You have probably heard and read many articles painting tree roots as major culprits of root intrusions and countless other sewer pipe damage. What most homeowners probably do not know is that trees are not the only vegetative organisms that have the ability to ruin pipes and other plumbing fixtures. A selection of shrubs can be quite as deadly and harmful to the plumbing. As absurd as this sound, shrubs and bushes also have the capabilities to intrude and potentially ruin the health of your pipe in spite of their minuscule size. In this article, you will be introduced to three of the most common shrubs planted in residential and industrial spaces that will cause pipe damage.

1. Ivy Plants

This plant is often found grappling around any gaps or cracks in the pipe. You might think that this plant is rather tame and harmless because of its pretty green colouring and the fact that it turns out to be a great ground-covering plant. You are deadly wrong. To set you right, ivy plants have the uncanny ability to grow even under the most extreme and uncompromising conditions. Because of its adaptability, homeowners do not think that this plant needs frequent maintenance and monitoring. This assumption proves to be the first and most fatal mistake in caring for an Ivy plant.
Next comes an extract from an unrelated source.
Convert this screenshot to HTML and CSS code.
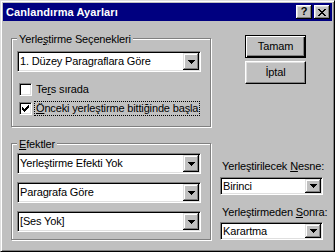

If an ivy plant is left untended for at least six months, do not be surprised if it has grown up to 4 times its original height and width. Also, remember that this plant is pretty adapted to a vertical environment. This is the reason why the plant does not encounter many problems in locating and penetrating pinholes and hairline cracks in the pipe. Once the ivy plant reaches your sewer line, it does not only seep out moisture, it actually lives inside the pipe. As the time passes, it can stretch out into channels leading to damaging your neighbours’ pipes and can often result in blockage and wastewater backups.

2. Boxwood Shrubs

With its attractive aesthetic features and having over 80 different species, there is no doubt why this type of shrub is popular amongst gardeners, homeowners and even to landscape architects. Boxwood shrubs can pop colour to a yard which is why these are typically placed close to the building or home foundation. What homeowners and gardeners overlook is the fact that this vegetative species is harmful to plumbing and may be liable for pipe leaks and other mishaps of the kind.
This shrub has a shallow-lying root system that has a fast growth rate making it particularly dangerous to your embedded pipes. Over time, the roots will reach the plumbing fixture around it and you can expect that one plumbing problem can precipitate into a thousand other damages.

3. Holly Bushes and Shrubs

Just like a Boxwood shrub, this species is also a foundation plant. These, too, are placed near the exterior walls of a building as an aesthetic piece. Insufficient moisture and nutrition will lead it to seek the needed materials from the closest source that it can find. More often than not, this comes in the form of a supply pipe or a sewer pipe. As the roots penetrate the pipe, it will likely grow inside and slowly rupture the pipe to deformation. As a result, the residential building will experience blockages, low water pressure and insufficient water supply along with occasional wastewater backups.